Arriving here was not to be an easy cruise. Leaving Guadeloupe we where hit by 35 knots on the nose. 6 hours of hard motor sailing into the wind followed. Big waves over deck. Every leak in the boat opened up for the salty Caribbean sea. As you can imagine arriving in English Harbour was wonderful. We parked the boat stern to at the dock yard. Unloaded the laundry to Mrs Baltimore, laundry lady extraordinaire, and wiped off all the salt inside. Then we went for a walk.
It is ten years since we where here. A long time in some ways but also no time at all. English harbour has changed, but not that much. The boats are larger, the roads are tarred but the ambience seem the same. Walking into the local super market I was recognised by Cassandra. She used to work for Nicholson Yacht Service. It was great to see her and to learn that she has named her nephew after me. There is a little boy called Trond in Antigua..! (no relation...) Walking onto the Yacht Club docks we heard someone call us from on top the boom of a super yacht. It was Speed. He also recognised us from the old days! It was a great feeling.

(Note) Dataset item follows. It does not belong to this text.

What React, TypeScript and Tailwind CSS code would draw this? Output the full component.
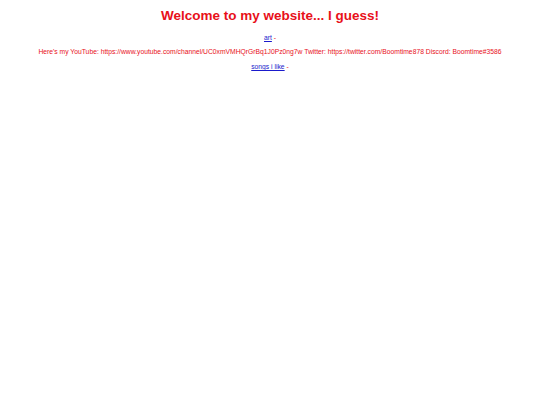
export default function App() {
  return (
    <div className="min-h-[405px] bg-white text-center font-['Liberation_Sans',Arial,sans-serif] text-[#e8101a]">
      <h1 className="pt-[8px] text-[13.5px] font-bold leading-[16px]">Welcome to my website... I guess!</h1>
      <p className="mt-[9px] text-[6.75px] leading-[9px]">
        <a href="#" className="text-[#1a1acc] underline">art</a> -
      </p>
      <p className="mt-[5px] text-[6.75px] leading-[9px]">
        Here's my YouTube: https://www.youtube.com/channel/UC0xmVMHQrGrBq1J0Pz0ng7w Twitter: https://twitter.com/Boomtime878 Discord: Boomtime#3586
      </p>
      <p className="mt-[6px] text-[6.75px] leading-[9px]">
        <a href="#" className="text-[#1a1acc] underline">songs i like</a> -
      </p>
    </div>
  );
}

Arriving in Antigua has made us decide to stay here for a while. It does feel like home. More importantly Lesley need time for her back to heal properly. She has survived the crossing but is has been exhausting for her. She has not had time to build up her strength and flexibility. She needs to go for walks and to live on a more stable platform than a yacht at sea. We also feel that the family needs some time to just relax and enjoy. Our journey has been a bit more testing than planned and we are tired. There is also school to be organised, and for me work to be done. The kids would need to stop for a while to get into school and feel that they are keeping up with their classmates at home. I need to get started again with my projects. I will spend the whole of February in Norway working for Barloworld and need to work in January to prepare for this. In short what we need is time.
What all this means in practical terms is that we will stay here in the Caribbean for a whole year. Going through Panama can only be done in February/ March. This is dictated by the weather systems. Before x-mass the winds will not be in your favour and in the south Pacific hurricane season starts in November. That means you will have to be in New Zealand or Australia by then. Looking at the globe you'll see that it is a long way to sail from here to there, and too many exciting islands to explore in that time. The conclusion for us is that a Panama crossing in March will be way to early for us. So it will have to be as early as possible the year following. So what are we going to do until then? Not quite sure. We will explore some more of the Caribbean. Then we will need to find a safe place for hurricane season. We would love to stay here in Antigua. The question is if the insurance company will allow us to keep the boat here. Maybe we could sail the boat to Trinidad and house sit for someone here? (House sit = look after someone's house while they are abroad. Water plants, look after pets and keep it all safe and running) I would also want to do some work. Have been thinking about a personal development program for leaders that I would love to develop. We will see. Right now it is just good to be here.